One thing my little girl loves is tea parties! Now we have a porcelain tea party set that features Disney Princesses, Snow White, Aurora, Belle, and Cinderella! She wants to play tea party everyday. Now for the most part the tea is pretend, just water and some crackers, but I thought for Father’s Day we would make it extra special! I decided we would have real tea, with tea infused cupcakes, you can’t get more tea party than that! So of course Hannah loves to get into the kitchen with me and help and so when I ran my idea by her, she glowingly concurred!
- 5 bags of Earl Grey tea
- 2 cups of water
- 2 cups of sugar
- 1 cup of whole wheat flour (pastry is best but non pastry will be fine too)
- ¼ all purpose flour
- ½ cup of buttermilk (add in ½tsp. of lemon juice to regular milk and let it sit for 5min if you don’t have any buttermilk)
- ½ tsp of vanilla
- 1 and ¼ tsp of baking powder
- ½ tsp of baking soda
- ½ cup of canola oil
- ¾ cup of sugar (you can use less here because the syrup is so sweet)
- ½ tsp of salt
- 2 eggs
- Icing Glaze
- 2 sticks of butter (no seriously the real stuff here guys)

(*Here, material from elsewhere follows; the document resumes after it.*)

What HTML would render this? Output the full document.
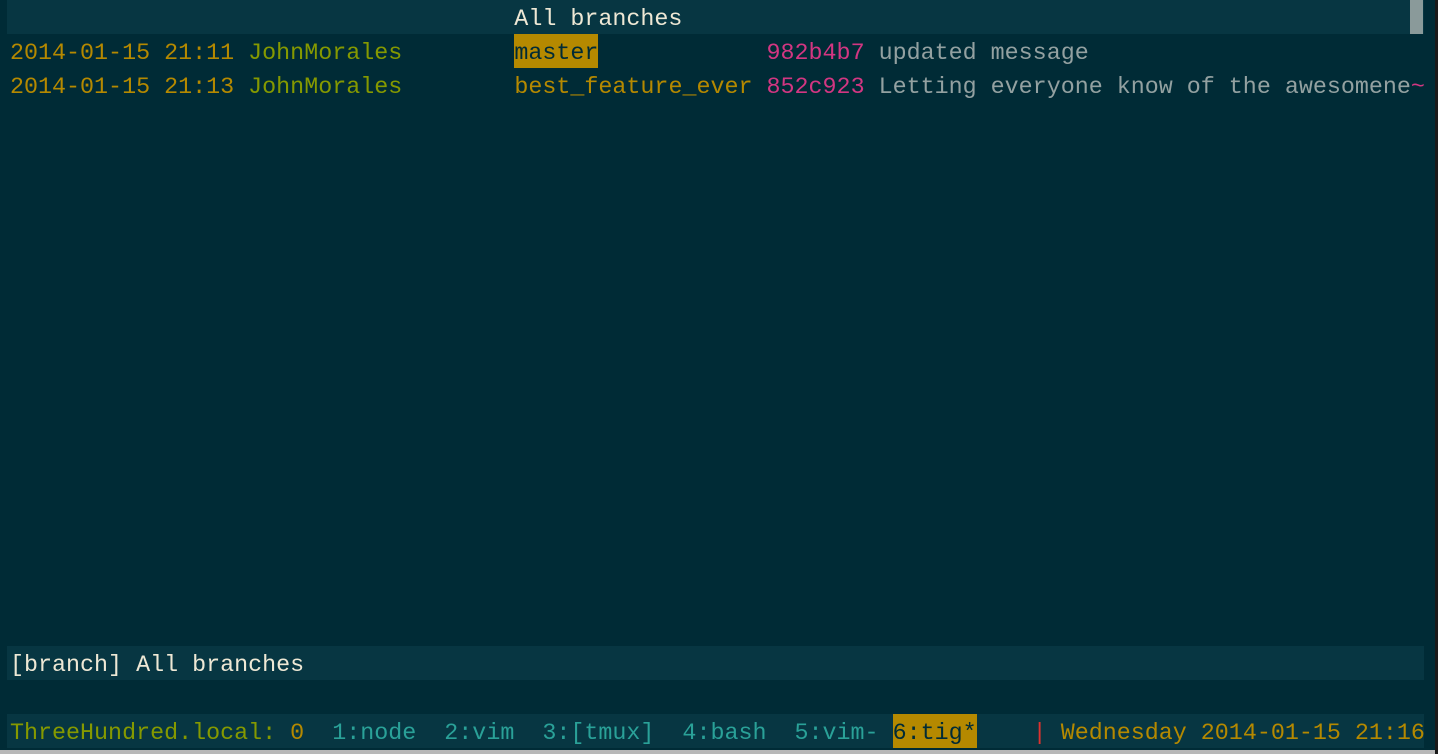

- 3 cups of powdered sugar
- ⅓ cup of Bigelow Earl Grey Simple syrup ( you can use up to ½ cup)
- ¼ tsp of salt
- Steep the tea in boiling water for five minutes.
- Remove tea bags (reserving ½ cup of tea) and add the 2 cups of sugar, stirring to combine.
- Let this mixture heat and reduce for 45 minutes on medium low heat.
- Meanwhile, Preheat oven to 350 degrees,
- In a stand mixer or with a hand mixer add in the eggs and beat on medium speed until the yolk turns slightly pale about 30 seconds.
- Then add in vanilla, canola oil, sugar, beat on medium speed until combined.
- Add in the tea, and milk and combine.
- Sift together all dry ingredients and mix in the dry ingredients a little at a time.
- I did it halves, half of the dry mixture, mixed until just combined and then added in the other half.
- Line your muffins tins with wrappers if you so desire, and this batter should make about 18 cupcakes.
- Place in the oven and cook for 7-9 minutes or until an inserted toothpick comes out clean.
- When the cupcakes come out of the oven uses a ladle to pour over a little bit of the syrup into each cupcake.
- While the cupcakes are cooling you can go ahead and make the icing. The trick to this icing is making sure your simple syrup is cooled before adding it in.
- I also like to use more cold butter rather than room temperature butter.
- Add in powdered sugar and the tea simple syrup mixture and whip until combined.
- The mixture should be thick, then add in the butter and whip until it looks like icing or a glaze.
- Top your completely cooled cupcakes and decorate as wanted.